12 thoughts on “Dunce Cap Department”

  1. Zablocki v. Redhail:

    http://caselaw.lp.findlaw.com/cgi-bin/getcase.pl?court=us&vol=434&invol=374

    Reaffirming holding in Loving and citing numerous other precedents regarding the rights attendant to private life, including the right to marry free of state laws that unfairly circumscribe that right. (The interest, requiring the payment of child support, was compelling — refusing to grant a marriage license was not narrowly tailored and not necessary to effectuate that interest, when the state had other, more targeted and less restrictive means at its disposal).

    This is one of the things that opponents of gay marriage fail to understand. Even if the state has a compelling interest in protecting heterosexual marriage, it has so many more direct and less restrictive means to promote that interest than disallowing marriage among gays and depriving them of their civil liberties (if depriving someone of civil liberties could ever be used as a permissible means to promote the welfare of wholly independent third parties).

  2. As a 55 year old, it sure seems to me like we’re going crazy creating rights and stuff – just more and more every time I look around. In the short time I’ve been alive, we discovered a right for black folks to attend public schools with whites, marry whites and work anywhere they’re qualified. But wait, there’s more – women now have a “right” to work anywhere they’re qualified, to make decisions about pregnancy and birth control, and to sign contracts in their own name! My damn head’s spinning and I haven’t even got to the new rights of gays to work anywhere they’re qualified – even the Army! – and in some states, the right to marry. My God, when will it stop? I mean, a little evolution is fine, but all these changes in a mere half a century is just too fast! And what’s even worse, as all these new rights have been created, my rights have stayed the same. How is that fair? What kind of world will it be when a middle-class white male has no greater rights than anyone else?

  3. The Catholic Hierarchy seems to be possessed of a death wish. There seems to be no public issue that they won’t push their way into, displaying at all times their unique combination of ignorance, dishonesty, and overwhelming self-regard. A half-century of catastrophic pastoral failure, and the revelation that several Cardinals and Bishops seem to have committed multiple felonies in order to protect pedophiles and sexual predators doesn’t seem to have dented their serene faith in their own moral superiority. They also don’t seem to have noticed that the vast majority of American Catholics simply ignore the Bishop’s commands, regarding them as irrelevant at best. And in most of Europe, of course, people have just quit going to their churches altogether

    1. They are able to remain in a state of denial because flunkeys like E.J. Dionne are willing to let them off the hook.

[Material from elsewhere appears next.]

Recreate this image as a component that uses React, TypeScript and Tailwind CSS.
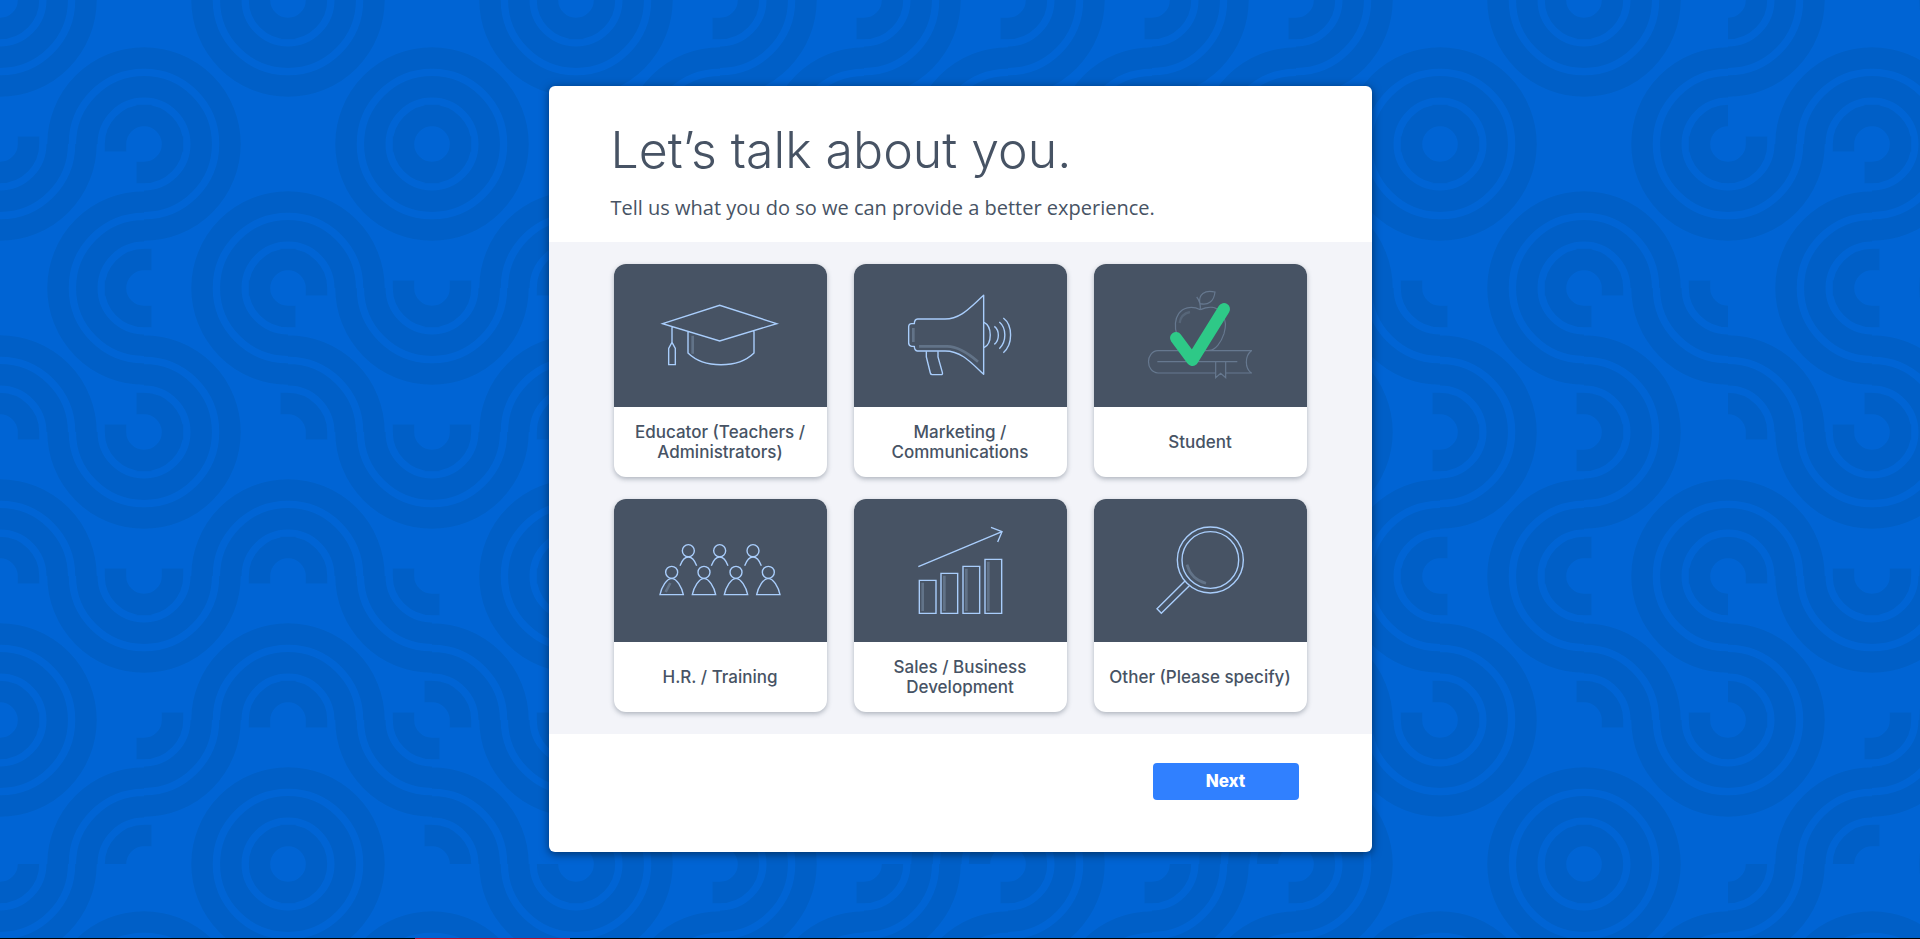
import React, { useState } from 'react';

const CELL = 144;

/* Each letter is one cell: "A" bends around its top-left and bottom-right
   corners, "B" around its top-right and bottom-left corners. */
const CELL_ROWS = [
  'ABABAAAAAABA',
  'AABAAAAAABAB',
  'BBBAAAAAABBB',
  'BABAAAAAAAAA',
  'BABBAAAAABBB',
  'AABBBBABABAB',
];

function cellPath(kind: string, column: number, row: number): string {
  const x = column * CELL;
  const y = row * CELL;
  const right = x + CELL;
  const bottom = y + CELL;
  const corners =
    kind === 'A'
      ? [
          { cx: x, cy: y, dx: 1, dy: 1 },
          { cx: right, cy: bottom, dx: -1, dy: -1 },
        ]
      : [
          { cx: right, cy: y, dx: -1, dy: 1 },
          { cx: x, cy: bottom, dx: 1, dy: -1 },
        ];
  return corners
    .map(({ cx, cy, dx, dy }) => {
      const sweep = dx * dy > 0 ? 1 : 0;
      const arc = (r: number) => `A${r} ${r} 0 0 ${sweep} ${cx} ${cy + dy * r}`;
      const small = 28.5;
      const tail = 7.5;
      return [
        `M${cx + dx * small} ${cy - dy * tail}V${cy}${arc(small)}H${cx - dx * tail}`,
        `M${cx + dx * 57.2} ${cy}${arc(57.2)}`,
        `M${cx + dx * 86} ${cy}${arc(86)}`,
      ].join('');
    })
    .join('');
}

const WAVES = CELL_ROWS.flatMap((row, y) =>
  row.split('').map((kind, x) => cellPath(kind, x, y)),
).join('');

function Backdrop() {
  return (
    <svg aria-hidden="true" className="absolute inset-0 h-full w-full">
      <defs>
        <pattern id="waves" width="1728" height="864" patternUnits="userSpaceOnUse">
          <path d={WAVES} fill="none" stroke="#005fc7" strokeWidth="21.5" />
        </pattern>
      </defs>
      <rect width="100%" height="100%" fill="url(#waves)" />
    </svg>
  );
}

function Art({ children, faded = false }: { children: React.ReactNode; faded?: boolean }) {
  return (
    <svg
      viewBox="42 27 639 429"
      aria-hidden="true"
      className="h-full w-full"
      fill="none"
      stroke={faded ? '#66788f' : '#a9cdfb'}
      strokeWidth={faded ? 3.6 : 4.2}
    >
      {children}
    </svg>
  );
}

const SHADE = '#627388';

const CapArt = () => (
  <Art>
    <path d="M274 242h8v54h-8z" fill={SHADE} stroke="none" />
    <path d="M188 206 359 151l171 55-171 52zM216 216v46l-10 18v49h20v-49l-10-18M264 230v64c48 47 150 47 198 0v-65" />
  </Art>
);

const MegaphoneArt = () => (
  <Art>
    <path d="M220 219v42M237 274h85c34 0 64 22 92 46" stroke={SHADE} strokeWidth="8" />
    <path
      d="M431 121v237c-40-38-68-70-116-70h-83q-9-1-9-14h-8q-9-1-9-10v-48q0-10 9-10h8q0-13 10-14h82c48 0 76-36 116-71z"
      strokeLinejoin="round"
    />
    <path d="M259 289v17l12 48q1 5 6 5h26q6 0 4-7l-13-46v-17M432 202c25 12 25 64 0 76M463 214c16 12 16 41 0 54M478 201c22 18 22 60 0 80M490 189c29 22 29 80 0 104" />
  </Art>
);

const StudentArt = () => (
  <Art faded>
    <path d="M299 204q3-27 31-33" stroke="#566578" strokeWidth="7" />
    <path d="M361 164c-28-14-54-5-65 12-15 22-11 46-5 66 8 27 26 47 48 44M361 164c26-12 50-9 64 10 16 24 12 44 7 62-8 25-26 52-47 50M350 126q12 14 11 38M360 146c-6-28 14-42 45-35-3 28-20 41-45 35z" />
    <path d="M516 287H234c-38 2-38 64 0 67h172M438 354h78M514 287c-20 16-20 52 0 67M232 320h240M407 320v48l15-13 15 13v-48" />
    <path
      d="M288 249l49 66 95-153"
      stroke="#2ec987"
      strokeWidth="36"
      strokeLinecap="round"
      strokeLinejoin="round"
    />
  </Art>
);

const PeopleArt = () => (
  <Art>
    <path d="m211 279-14 27" stroke={SHADE} strokeWidth="8" />
    {[265, 359, 459].map((x) => (
      <g key={x}>
        <circle cx={x} cy="182" r="18" />
        <path d={`M${x - 25} 227q10-26 25-26t25 26`} />
      </g>
    ))}
    {[215, 312, 408, 505].map((x) => (
      <g key={x}>
        <circle cx={x} cy="247" r="18" />
        <path d={`M${x} 265c-15 1-30 25-35 49h70c-5-24-20-48-35-49z`} />
      </g>
    ))}
  </Art>
);

const ChartArt = () => (
  <Art>
    {[
      [238, 271],
      [303, 250],
      [369, 229],
      [435, 208],
    ].map(([x, y]) => (
      <g key={x}>
        <path d={`M${x + 10} ${y + 7}V363`} stroke={SHADE} strokeWidth="8" />
        <path d={`M${x} ${y}h50V370h-50z`} />
      </g>
    ))}
    <path d="m235 230 251-105M453 112l33 13-13 31" />
  </Art>
);

const MagnifierArt = () => (
  <Art>
    <path d="M321 224q12 44 57 56" stroke={SHADE} strokeWidth="8" />
    <circle cx="391" cy="210" r="99" />
    <circle cx="391" cy="210" r="85" />
    <path d="m315 273-84 83 13 14 84-83" />
  </Art>
);

const ROLES = [
  { id: 'educator', label: 'Educator (Teachers / Administrators)', Picture: CapArt },
  { id: 'marketing', label: 'Marketing / Communications', Picture: MegaphoneArt },
  { id: 'student', label: 'Student', Picture: StudentArt },
  { id: 'hr', label: 'H.R. / Training', Picture: PeopleArt },
  { id: 'sales', label: 'Sales / Business Development', Picture: ChartArt },
  { id: 'other', label: 'Other (Please specify)', Picture: MagnifierArt },
];

export default function App() {
  const [role, setRole] = useState('student');

  return (
    <div className="relative flex min-h-screen flex-col bg-[#0064d4] font-['Inter','Open_Sans',sans-serif] text-[#475364]">
      <Backdrop />
      <main className="relative flex flex-1 items-center justify-center">
        <form
          className="w-full max-w-[823px] overflow-hidden rounded-md bg-white shadow-[0_2px_10px_rgba(0,0,0,0.5)]"
          onSubmit={(event) => event.preventDefault()}
        >
          <header className="px-[62px] pt-8 pb-[18px]">
            <h1 className="text-[50px] leading-[64px] font-light">Let’s talk about you.</h1>
            <p className="pt-[10px] font-['Open_Sans',sans-serif] text-xl leading-8">
              Tell us what you do so we can provide a better experience.
            </p>
          </header>
          <fieldset
            aria-label="What you do"
            className="grid grid-cols-3 gap-x-[27px] gap-y-[22px] bg-[#f3f4f9] px-[65px] py-[22px]"
          >
            {ROLES.map(({ id, label, Picture }) => (
              <label
                key={id}
                className="relative flex aspect-square cursor-pointer flex-col overflow-hidden rounded-xl bg-white shadow-[0_2px_5px_rgba(71,83,100,0.4)]"
              >
                <input
                  type="radio"
                  name="role"
                  value={id}
                  checked={role === id}
                  onChange={() => setRole(id)}
                  className="sr-only"
                />
                <span className="block h-[143px] bg-[#475364]">
                  <Picture />
                </span>
                <span className="flex flex-1 items-center justify-center px-3 text-center text-[17px] leading-5 font-medium">
                  {label}
                </span>
              </label>
            ))}
          </fieldset>
          <footer className="flex justify-end px-[73px] pt-[29px] pb-[52px]">
            <button
              type="submit"
              className="h-[37px] w-[146px] rounded bg-[#3080ff] text-[17px] font-extrabold text-white"
            >
              Next
            </button>
          </footer>
        </form>
      </main>
      <div className="relative flex h-px bg-black">
        <div className="ml-[415px] w-[155px] bg-[#b01030]" />
      </div>
    </div>
  );
}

      1. There’s also a selection-bias thing going on here, much as there is for CEOs and members of the financial industry. Catholic priests (and lay brothers and sisters) who aren’t serenely or even combatively OK with comforting the powerful and treading on the afflicted haven’t been moving up the ranks much in the past 30 years. The ones for whom these things were difficult moral issues are mostly long gone.

        1. Which is why people like Garry Wills are important if there will ever be any change. E.J. Dionne’s (and others, it must be said) willingness to humour bishops in their most destructive delusions to the point that they would actually endorse trying to require the government to impose those delusions on unwilling citizens through tax and employment laws is noxious and intolerable.

  4. Someone please remind me again, which branch of government includes Bishops? I must have been absent from class that day.

  5. Apparently the U.S. House of Representatives. Although my copy of the Constitution says sweet F.A. about clergy being a branch of gummint.